## EXERCISE PROMPT
Write out the listing below in full and exactly, leaving out every picture.

## SUPPLIED INFORMATION
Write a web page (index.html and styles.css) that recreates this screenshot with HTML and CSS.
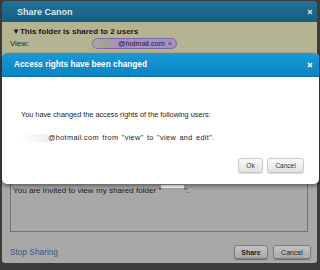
FILE: index.html
```html
<!DOCTYPE html>
<html>
<head>
<meta charset="utf-8">
<link rel="stylesheet" href="styles.css">
</head>
<body>
<div class="page">
  <div class="dlg">
    <div class="dlg-head">
      <span>Share Canon</span>
      <svg class="x" width="6" height="6" viewBox="0 0 6 6"><path d="M1 1L5 5M5 1L1 5" stroke="#c9d6de" stroke-width="1.6"/></svg>
    </div>
    <div class="shared">
      <div class="shared-title">▼This folder is shared to 2 users</div>
      <div class="shared-row">
        <span class="lbl">View:</span>
        <span class="pill"><span class="blur"></span>@hotmail.com<span class="px">×</span></span>
      </div>
    </div>
    <div class="dlg-body">
      <div class="msgbox">You are invited to view my shared folder "<span class="redact"></span>".</div>
      <div class="foot">
        <a class="stop">Stop Sharing</a>
        <div class="btns">
          <button class="btn dark strong">Share</button>
          <button class="btn dark">Cancel</button>
        </div>
      </div>
    </div>
  </div>

  <div class="modal">
    <div class="modal-head">
      <span>Access rights have been changed</span>
      <svg class="x" width="6" height="6" viewBox="0 0 6 6"><path d="M1 1L5 5M5 1L1 5" stroke="#ffffff" stroke-width="1.6"/></svg>
    </div>
    <div class="modal-body">
      <p class="line1">You have changed the access rights of the following users:</p>
      <p class="line2"><span class="ghost"></span>@hotmail.com from "view" to "view and edit".</p>
      <div class="modal-btns">
        <button class="btn light">Ok</button>
        <button class="btn light">Cancel</button>
      </div>
    </div>
  </div>
</div>
</body>
</html>
```

FILE: styles.css
```css
html, body {
  margin: 0;
  padding: 0;
}
body {
  width: 320px;
  height: 270px;
  overflow: hidden;
  background: #3c3c3c;
  font-family: "Liberation Sans", Arial, Helvetica, sans-serif;
}
.page {
  position: relative;
  height: 270px;
  padding: 1px 3px 0 2px;
  box-sizing: border-box;
}
.dlg {
  height: 262px;
  background: #a8a8a8;
  border-radius: 5px 5px 3px 3px;
  display: flex;
  flex-direction: column;
  overflow: hidden;
}
.dlg-head {
  height: 21px;
  flex: none;
  background: linear-gradient(#1f7299, #155f80);
  color: #dfe8ee;
  font-weight: bold;
  font-size: 9px;
  display: flex;
  align-items: center;
  justify-content: space-between;
  padding: 0 4px 0 15px;
}
.shared {
  flex: none;
  height: 31px;
  box-sizing: border-box;
  background: #b4b392;
  padding: 5px 8px 3px 8px;
  color: #1a1a14;
  font-size: 8px;
}
.shared-title {
  height: 10px;
  line-height: 10px;
  font-weight: bold;
  padding-left: 2px;
}
.shared-row {
  height: 13px;
  display: flex;
  align-items: center;
}
.lbl {
  width: 82px;
  color: #2b2b22;
  font-size: 7.8px;
}
.pill {
  height: 11px;
  box-sizing: border-box;
  display: flex;
  align-items: center;
  background: #a48fcb;
  border: 1px solid #7f68aa;
  border-radius: 6px;
  padding-right: 4px;
  font-size: 7.3px;
  color: #222;
  overflow: hidden;
}
.blur {
  width: 25px;
  height: 11px;
  background: linear-gradient(90deg, #a9a59e 0%, #a3a18c 60%, #a48fcb 100%);
}
.px {
  margin-left: 3px;
  color: #444;
}
.dlg-body {
  flex: 1;
  padding: 127px 6px 0 8px;
  display: flex;
  flex-direction: column;
}
.msgbox {
  height: 52px;
  box-sizing: border-box;
  margin-right: 3px;
  border: 1px solid #727272;
  padding: 4px 2px;
  font-size: 8.1px;
  line-height: 10px;
  color: #1c1c1c;
}
.redact {
  display: inline-block;
  width: 23px;
  height: 3px;
  background: #ffffff;
  vertical-align: 5px;
}
.foot {
  margin-top: 13px;
  display: flex;
  align-items: center;
  justify-content: space-between;
}
.stop {
  color: #3a5785;
  font-size: 8.3px;
}
.btns {
  display: flex;
  gap: 5px;
}
.btn {
  font-family: "Liberation Sans", Arial, sans-serif;
  font-size: 7px;
  border-radius: 3px;
  padding: 0;
  height: 14px;
  box-sizing: border-box;
}
.btn.dark {
  background: linear-gradient(#c3c3c3, #a9a9a9);
  border: 1px solid #7e7e7e;
  box-shadow: 0 1px 1px rgba(0,0,0,0.35);
  color: #1d1d1d;
}
.btn.dark.strong {
  font-weight: bold;
  width: 34px;
}
.btn.dark:not(.strong) {
  width: 38px;
}
.modal {
  position: absolute;
  left: 2px;
  top: 53px;
  width: 317px;
  height: 131px;
  border-radius: 5px;
  overflow: hidden;
  background: #ffffff;
  box-shadow: 0 2px 4px rgba(0,0,0,0.45);
  display: flex;
  flex-direction: column;
}
.modal-head {
  height: 24px;
  flex: none;
  box-sizing: border-box;
  background: linear-gradient(#1a98d6, #0a84c2);
  border-bottom: 1px solid #0b6fa3;
  color: #ffffff;
  font-weight: bold;
  font-size: 8.25px;
  display: flex;
  align-items: center;
  justify-content: space-between;
  padding: 0 6px 0 12px;
}
.modal-body {
  padding: 33px 15px 0 19px;
  font-size: 7.3px;
  color: #222;
}
.modal-body p {
  margin: 0;
  line-height: 10px;
}
.line2 {
  margin-top: 13px !important;
  display: flex;
  align-items: center;
  letter-spacing: 0.35px;
  word-spacing: 1px;
}
.ghost {
  width: 27px;
  height: 8px;
  background: linear-gradient(90deg, rgba(230,230,230,0), #eeeeee);
}
.modal-btns {
  margin-top: 15px;
  display: flex;
  justify-content: flex-end;
  gap: 4px;
}
.btn.light {
  height: 15px;
  background: linear-gradient(#fbfbfb, #e2e2e2);
  border: 1px solid #c9c9c9;
  box-shadow: 0 1px 1px rgba(0,0,0,0.15);
  color: #333;
  font-size: 6.5px;
}
.btn.light:first-child {
  width: 25px;
}
.btn.light:last-child {
  width: 37px;
}
```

## FINISHED EXERCISE
Write a web page (index.html and styles.css) that recreates this screenshot with HTML and CSS.
FILE: index.html
```html
<!DOCTYPE html>
<html>
<head>
<meta charset="utf-8">
<link rel="stylesheet" href="styles.css">
</head>
<body>
<div class="page">
  <div class="dlg">
    <div class="dlg-head">
      <span>Share Canon</span>
      <svg class="x" width="6" height="6" viewBox="0 0 6 6"><path d="M1 1L5 5M5 1L1 5" stroke="#c9d6de" stroke-width="1.6"/></svg>
    </div>
    <div class="shared">
      <div class="shared-title">▼This folder is shared to 2 users</div>
      <div class="shared-row">
        <span class="lbl">View:</span>
        <span class="pill"><span class="blur"></span>@hotmail.com<span class="px">×</span></span>
      </div>
    </div>
    <div class="dlg-body">
      <div class="msgbox">You are invited to view my shared folder "<span class="redact"></span>".</div>
      <div class="foot">
        <a class="stop">Stop Sharing</a>
        <div class="btns">
          <button class="btn dark strong">Share</button>
          <button class="btn dark">Cancel</button>
        </div>
      </div>
    </div>
  </div>

  <div class="modal">
    <div class="modal-head">
      <span>Access rights have been changed</span>
      <svg class="x" width="6" height="6" viewBox="0 0 6 6"><path d="M1 1L5 5M5 1L1 5" stroke="#ffffff" stroke-width="1.6"/></svg>
    </div>
    <div class="modal-body">
      <p class="line1">You have changed the access rights of the following users:</p>
      <p class="line2"><span class="ghost"></span>@hotmail.com from "view" to "view and edit".</p>
      <div class="modal-btns">
        <button class="btn light">Ok</button>
        <button class="btn light">Cancel</button>
      </div>
    </div>
  </div>
</div>
</body>
</html>
```

FILE: styles.css
```css
html, body {
  margin: 0;
  padding: 0;
}
body {
  width: 320px;
  height: 270px;
  overflow: hidden;
  background: #3c3c3c;
  font-family: "Liberation Sans", Arial, Helvetica, sans-serif;
}
.page {
  position: relative;
  height: 270px;
  padding: 1px 3px 0 2px;
  box-sizing: border-box;
}
.dlg {
  height: 262px;
  background: #a8a8a8;
  border-radius: 5px 5px 3px 3px;
  display: flex;
  flex-direction: column;
  overflow: hidden;
}
.dlg-head {
  height: 21px;
  flex: none;
  background: linear-gradient(#1f7299, #155f80);
  color: #dfe8ee;
  font-weight: bold;
  font-size: 9px;
  display: flex;
  align-items: center;
  justify-content: space-between;
  padding: 0 4px 0 15px;
}
.shared {
  flex: none;
  height: 31px;
  box-sizing: border-box;
  background: #b4b392;
  padding: 5px 8px 3px 8px;
  color: #1a1a14;
  font-size: 8px;
}
.shared-title {
  height: 10px;
  line-height: 10px;
  font-weight: bold;
  padding-left: 2px;
}
.shared-row {
  height: 13px;
  display: flex;
  align-items: center;
}
.lbl {
  width: 82px;
  color: #2b2b22;
  font-size: 7.8px;
}
.pill {
  height: 11px;
  box-sizing: border-box;
  display: flex;
  align-items: center;
  background: #a48fcb;
  border: 1px solid #7f68aa;
  border-radius: 6px;
  padding-right: 4px;
  font-size: 7.3px;
  color: #222;
  overflow: hidden;
}
.blur {
  width: 25px;
  height: 11px;
  background: linear-gradient(90deg, #a9a59e 0%, #a3a18c 60%, #a48fcb 100%);
}
.px {
  margin-left: 3px;
  color: #444;
}
.dlg-body {
  flex: 1;
  padding: 127px 6px 0 8px;
  display: flex;
  flex-direction: column;
}
.msgbox {
  height: 52px;
  box-sizing: border-box;
  margin-right: 3px;
  border: 1px solid #727272;
  padding: 4px 2px;
  font-size: 8.1px;
  line-height: 10px;
  color: #1c1c1c;
}
.redact {
  display: inline-block;
  width: 23px;
  height: 3px;
  background: #ffffff;
  vertical-align: 5px;
}
.foot {
  margin-top: 13px;
  display: flex;
  align-items: center;
  justify-content: space-between;
}
.stop {
  color: #3a5785;
  font-size: 8.3px;
}
.btns {
  display: flex;
  gap: 5px;
}
.btn {
  font-family: "Liberation Sans", Arial, sans-serif;
  font-size: 7px;
  border-radius: 3px;
  padding: 0;
  height: 14px;
  box-sizing: border-box;
}
.btn.dark {
  background: linear-gradient(#c3c3c3, #a9a9a9);
  border: 1px solid #7e7e7e;
  box-shadow: 0 1px 1px rgba(0,0,0,0.35);
  color: #1d1d1d;
}
.btn.dark.strong {
  font-weight: bold;
  width: 34px;
}
.btn.dark:not(.strong) {
  width: 38px;
}
.modal {
  position: absolute;
  left: 2px;
  top: 53px;
  width: 317px;
  height: 131px;
  border-radius: 5px;
  overflow: hidden;
  background: #ffffff;
  box-shadow: 0 2px 4px rgba(0,0,0,0.45);
  display: flex;
  flex-direction: column;
}
.modal-head {
  height: 24px;
  flex: none;
  box-sizing: border-box;
  background: linear-gradient(#1a98d6, #0a84c2);
  border-bottom: 1px solid #0b6fa3;
  color: #ffffff;
  font-weight: bold;
  font-size: 8.25px;
  display: flex;
  align-items: center;
  justify-content: space-between;
  padding: 0 6px 0 12px;
}
.modal-body {
  padding: 33px 15px 0 19px;
  font-size: 7.3px;
  color: #222;
}
.modal-body p {
  margin: 0;
  line-height: 10px;
}
.line2 {
  margin-top: 13px !important;
  display: flex;
  align-items: center;
  letter-spacing: 0.35px;
  word-spacing: 1px;
}
.ghost {
  width: 27px;
  height: 8px;
  background: linear-gradient(90deg, rgba(230,230,230,0), #eeeeee);
}
.modal-btns {
  margin-top: 15px;
  display: flex;
  justify-content: flex-end;
  gap: 4px;
}
.btn.light {
  height: 15px;
  background: linear-gradient(#fbfbfb, #e2e2e2);
  border: 1px solid #c9c9c9;
  box-shadow: 0 1px 1px rgba(0,0,0,0.15);
  color: #333;
  font-size: 6.5px;
}
.btn.light:first-child {
  width: 25px;
}
.btn.light:last-child {
  width: 37px;
}
```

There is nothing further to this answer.